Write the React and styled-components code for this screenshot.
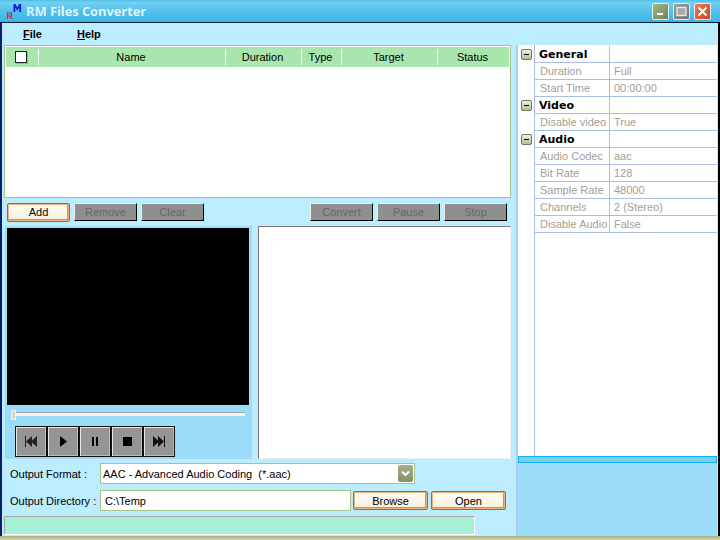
import React from 'react';
import styled, { createGlobalStyle } from 'styled-components';

const GlobalStyle = createGlobalStyle`
  html, body { margin: 0; padding: 0; width: 720px; height: 540px; overflow: hidden; }
  body { font-family: "Liberation Sans", Arial, sans-serif; font-size: 11px; color: #000; }
`;

const Window = styled.div`
  width: 720px;
  height: 540px;
  display: flex;
  flex-direction: column;
  background: #bbedff;
`;

const TitleBar = styled.div`
  height: 22px;
  flex: none;
  display: flex;
  align-items: center;
  padding: 0 9px 0 6px;
  background: linear-gradient(to bottom, #4cc0ea 0, #74d0f2 12%, #56c2ec 45%, #3cb4e4 100%);
`;

const TitleText = styled.div`
  margin-left: 3px;
  font-family: "Open Sans", sans-serif;
  font-weight: 700;
  font-size: 13px;
  letter-spacing: -0.1px;
  color: #dff4fd;
  flex: 1;
`;

const WinButton = styled.div`
  width: 15px;
  height: 15px;
  margin-left: 4px;
  border: 1px solid #dfeff0;
  border-radius: 2px;
  background: ${({ tone }) => tone};
  display: flex;
  align-items: center;
  justify-content: center;
`;

const Frame = styled.div`
  flex: 1;
  min-height: 0;
  display: flex;
  flex-direction: column;
  border-top: 1px solid #0a1a33;
  border-left: 2px solid #0b1f66;
  border-right: 2px solid #000;
`;

const MenuBar = styled.div`
  height: 22px;
  flex: none;
  display: flex;
  align-items: center;
  padding-left: 21px;
  gap: 35px;
  font-weight: 700;
`;

const MenuItem = styled.span`
  u { text-decoration: underline; }
`;

const Body = styled.div`
  flex: 1;
  min-height: 0;
  display: flex;
`;

const LeftPane = styled.div`
  width: 514px;
  flex: none;
  padding-left: 2px;
  box-sizing: border-box;
`;

const ListBox = styled.div`
  width: 507px;
  height: 153px;
  box-sizing: border-box;
  border: 1px solid #a3c587;
  background: #fff;
  padding: 1px 1px 0;
`;

const ListHeader = styled.div`
  height: 20px;
  display: grid;
  grid-template-columns: 33px 187px 76px 40px 96px 1fr;
  background: #a8e6ae;
`;

const HeaderCell = styled.div`
  display: flex;
  align-items: center;
  justify-content: center;
  margin: 2px 0;
  padding-right: 2px;
  border-right: ${({ last }) => (last ? 'none' : '1px solid #fff')};
`;

const CheckBox = styled.span`
  width: 10px;
  height: 10px;
  margin-right: 1px;
  background: #fff;
  border: 1px solid #222;
  box-shadow: 1px 1px 0 #aaa;
`;

const ActionRow = styled.div`
  height: 28px;
  width: 500px;
  margin-left: 3px;
  display: flex;
  align-items: center;
  gap: 4px;
`;

const Spacer = styled.div`
  flex: 1;
`;

const DisabledButton = styled.div`
  width: 63px;
  height: 18px;
  box-sizing: border-box;
  display: flex;
  align-items: center;
  justify-content: center;
  background: #8f8f8f;
  color: #666;
  border: 1px solid;
  border-color: #eee #000 #000 #eee;
`;

const WarmButton = styled.div`
  width: ${({ w }) => w}px;
  height: 19px;
  margin-left: ${({ gap }) => gap || 0}px;
  box-sizing: border-box;
  display: flex;
  align-items: center;
  justify-content: center;
  background: linear-gradient(to bottom, #fffdf4, #f5efdc);
  border: 1px solid #6d7f42;
  border-radius: 2px;
  box-shadow: inset 0 0 0 1px #eeb27a, inset -1px -1px 0 1px #dc8e48;
`;

const MiddleRow = styled.div`
  display: flex;
  gap: 6px;
  padding-left: 1px;
`;

const VideoPanel = styled.div`
  width: 247px;
  height: 233px;
  box-sizing: border-box;
  padding: 2px;
  background: #9bdcf8;
`;

const VideoScreen = styled.div`
  height: 177px;
  width: 242px;
  background: #000;
`;

const SliderTrack = styled.div`
  position: relative;
  height: 3px;
  margin: 7px 5px 0 5px;
  width: 233px;
  background: #f2f4f4;
  border-top: 1px solid #a5a5a5;
`;

const SliderThumb = styled.div`
  position: absolute;
  left: -1px;
  top: -3px;
  width: 3px;
  height: 8px;
  background: #ddd8cc;
  border: 1px solid #f4f0e6;
`;

const TransportRow = styled.div`
  display: flex;
  margin: 10px 0 0 8px;
`;

const TransportButton = styled.div`
  width: 32px;
  height: 31px;
  box-sizing: border-box;
  display: flex;
  align-items: center;
  justify-content: center;
  background: #959595;
  border: 1px solid #111;
  box-shadow: inset 1px 1px 0 #e6e6e6, inset -1px -1px 0 #bbb;
`;

const LogBox = styled.div`
  width: 253px;
  height: 233px;
  box-sizing: border-box;
  background: #fff;
  border: 1px solid;
  border-color: #7a7670 #eee #eee #7a7670;
`;

const FormRow = styled.div`
  display: flex;
  align-items: center;
  margin-top: ${({ top }) => top}px;
  padding-left: 6px;
`;

const FieldLabel = styled.div`
  width: 90px;
  flex: none;
`;

const Field = styled.div`
  width: ${({ w }) => w}px;
  height: 21px;
  box-sizing: border-box;
  display: flex;
  align-items: center;
  padding-left: ${({ pad }) => pad}px;
  background: #fff;
  border: 1px solid #a3c587;
`;

const FieldText = styled.span`
  flex: 1;
`;

const DropArrow = styled.div`
  width: 15px;
  height: 17px;
  margin-right: 1px;
  display: flex;
  align-items: center;
  justify-content: center;
  background: linear-gradient(to bottom, #a3b08a, #838f69);
  border-radius: 2px;
`;

const StatusBar = styled.div`
  width: 471px;
  height: 19px;
  margin-top: 5px;
  box-sizing: border-box;
  background: #a6f0d6;
  border-top: 1px solid #a9a9a9;
  border-left: 1px solid #a9a9a9;
  border-right: 1px solid #fff;
  border-bottom: 1px solid #fff;
`;

const RightPane = styled.div`
  flex: 1;
  min-width: 0;
  display: flex;
  flex-direction: column;
  border-left: 2px solid #a9cdf5;
  background: #9bdcf8;
  margin-right: 1px;
`;

const Grid = styled.div`
  height: 411px;
  flex: none;
  box-sizing: border-box;
  padding-top: 1px;
  background: linear-gradient(to right, #fff 16px, #a9bde6 16px, #a9bde6 17px, #fff 17px);
`;

const GridRow = styled.div`
  height: 17px;
  box-sizing: border-box;
  display: grid;
  grid-template-columns: 16px 76px 1fr;
`;

const Gutter = styled.div`
  display: flex;
  align-items: center;
  justify-content: center;
  background: #fff;
`;

const GridCell = styled.div`
  display: flex;
  align-items: center;
  padding-left: ${({ first, section }) => (section ? 4 : first ? 5 : 4)}px;
  border-bottom: 1px solid #a9bde6;
  border-left: ${({ first }) => (first ? '1px solid #a9bde6' : 'none')};
  border-right: ${({ first }) => (first ? '1px solid #a9bde6' : 'none')};
  background: #fff;
  color: ${({ section }) => (section ? '#000' : '#a0a094')};
  font-weight: ${({ section }) => (section ? 700 : 400)};
  ${({ section }) => section && 'font-family: "DejaVu Sans", sans-serif; font-size: 11px;'}
`;

const Expander = styled.div`
  width: 9px;
  height: 9px;
  border: 1px solid #6f7a5a;
  border-radius: 2px;
  background: linear-gradient(to bottom, #eef0e2, #b5bd98);
  display: flex;
  align-items: center;
  justify-content: center;
  &::before {
    content: '';
    width: 5px;
    height: 1px;
    background: #000;
  }
`;

const GridFooter = styled.div`
  height: 7px;
  flex: none;
  box-sizing: border-box;
  background: #7bd0f0;
  border: 1px solid #0db0f5;
`;

const BottomEdge = styled.div`
  height: 4px;
  flex: none;
  background: linear-gradient(to bottom, #a8a880, #d6dcae);
`;

const rows = [
  { section: 'General' },
  { label: 'Duration', value: 'Full' },
  { label: 'Start Time', value: '00:00:00' },
  { section: 'Video' },
  { label: 'Disable video', value: 'True' },
  { section: 'Audio' },
  { label: 'Audio Codec', value: 'aac' },
  { label: 'Bit Rate', value: '128' },
  { label: 'Sample Rate', value: '48000' },
  { label: 'Channels', value: '2 (Stereo)' },
  { label: 'Disable Audio', value: 'False' },
];

const columns = ['Name', 'Duration', 'Type', 'Target', 'Status'];

const Logo = () => (
  <svg width="17" height="16" viewBox="0 0 17 16">
    <path d="M1.5 16V10h4v3h-4M4 13l2 3" fill="none" stroke="#f01818" strokeWidth="1.2" />
    <path d="M7.5 9V1h1.8l2 3.5 2-3.5h1.8v8h-1.8V4.5l-2 3.2-2-3.2V9z" fill="#1414e0" />
  </svg>
);

const Prev = () => (
  <svg width="12" height="11" viewBox="0 0 12 11">
    <path d="M0 0h1v11H0zM7 0v11L1 5.5zM12 0v11L6 5.5z" fill="#222" />
  </svg>
);

const Next = () => (
  <svg width="12" height="11" viewBox="0 0 12 11">
    <path d="M11 0h1v11h-1zM5 0v11l6-5.5zM0 0v11l6-5.5z" fill="#111" />
  </svg>
);

const App = () => (
  <>
    <GlobalStyle />
    <Window>
      <TitleBar>
        <Logo />
        <TitleText>RM Files Converter</TitleText>
        <WinButton tone="linear-gradient(135deg, #a5b886, #6f8450)">
          <svg width="9" height="9" viewBox="0 0 9 9"><rect x="1" y="6" width="6" height="2" fill="#fff" /></svg>
        </WinButton>
        <WinButton tone="linear-gradient(135deg, #a0a0a0, #6f6f6f)">
          <svg width="11" height="11" viewBox="0 0 11 11"><rect x="1" y="1.5" width="9" height="8" fill="#a8a8a8" stroke="#e4e8e8" strokeWidth="1.4" /></svg>
        </WinButton>
        <WinButton tone="linear-gradient(135deg, #ef7d55, #c8451f)">
          <svg width="11" height="11" viewBox="0 0 11 11"><path d="M1.5 1.5l8 8M9.5 1.5l-8 8" stroke="#fff" strokeWidth="1.8" /></svg>
        </WinButton>
      </TitleBar>
      <Frame>
        <MenuBar>
          <MenuItem><u>F</u>ile</MenuItem>
          <MenuItem><u>H</u>elp</MenuItem>
        </MenuBar>
        <Body>
          <LeftPane>
            <ListBox>
              <ListHeader>
                <HeaderCell><CheckBox /></HeaderCell>
                {columns.map((name, i) => (
                  <HeaderCell key={name} last={i === columns.length - 1}>{name}</HeaderCell>
                ))}
              </ListHeader>
            </ListBox>
            <ActionRow>
              <WarmButton w={63}>Add</WarmButton>
              <DisabledButton>Remove</DisabledButton>
              <DisabledButton>Clear</DisabledButton>
              <Spacer />
              <DisabledButton>Convert</DisabledButton>
              <DisabledButton>Pause</DisabledButton>
              <DisabledButton>Stop</DisabledButton>
            </ActionRow>
            <MiddleRow>
              <VideoPanel>
                <VideoScreen />
                <SliderTrack><SliderThumb /></SliderTrack>
                <TransportRow>
                  <TransportButton><Prev /></TransportButton>
                  <TransportButton>
                    <svg width="7" height="11" viewBox="0 0 7 11"><path d="M0 0l7 5.5L0 11z" fill="#000" /></svg>
                  </TransportButton>
                  <TransportButton>
                    <svg width="6" height="9" viewBox="0 0 6 9"><path d="M0 0h2v9H0zM4 0h2v9H4z" fill="#000" /></svg>
                  </TransportButton>
                  <TransportButton>
                    <svg width="9" height="9" viewBox="0 0 9 9"><rect width="9" height="9" fill="#000" /></svg>
                  </TransportButton>
                  <TransportButton><Next /></TransportButton>
                </TransportRow>
              </VideoPanel>
              <LogBox />
            </MiddleRow>
            <FormRow top={4}>
              <FieldLabel>Output Format :</FieldLabel>
              <Field w={315} pad={2}>
                <FieldText>AAC - Advanced Audio Coding&nbsp; (*.aac)</FieldText>
                <DropArrow>
                  <svg width="9" height="7" viewBox="0 0 9 7"><path d="M1 1.5l3.5 3.5L8 1.5" fill="none" stroke="#fff" strokeWidth="2" /></svg>
                </DropArrow>
              </Field>
            </FormRow>
            <FormRow top={6}>
              <FieldLabel>Output Directory :</FieldLabel>
              <Field w={251} pad={4}>C:\Temp</Field>
              <WarmButton w={75} gap={2}>Browse</WarmButton>
              <WarmButton w={75} gap={3}>Open</WarmButton>
            </FormRow>
            <StatusBar />
          </LeftPane>
          <RightPane>
            <Grid>
              {rows.map((row) => (
                <GridRow key={row.section || row.label}>
                  <Gutter>{row.section && <Expander />}</Gutter>
                  <GridCell first section={!!row.section}>{row.section || row.label}</GridCell>
                  <GridCell>{row.value}</GridCell>
                </GridRow>
              ))}
            </Grid>
            <GridFooter />
          </RightPane>
        </Body>
      </Frame>
      <BottomEdge />
    </Window>
  </>
);

export default App;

########################################

*PROBLEM STATEMENT*: Where a line in the material contains "components", copy that line.

*FINISHED TASK*:
Write the React and styled-components code for this screenshot.
import styled, { createGlobalStyle } from 'styled-components';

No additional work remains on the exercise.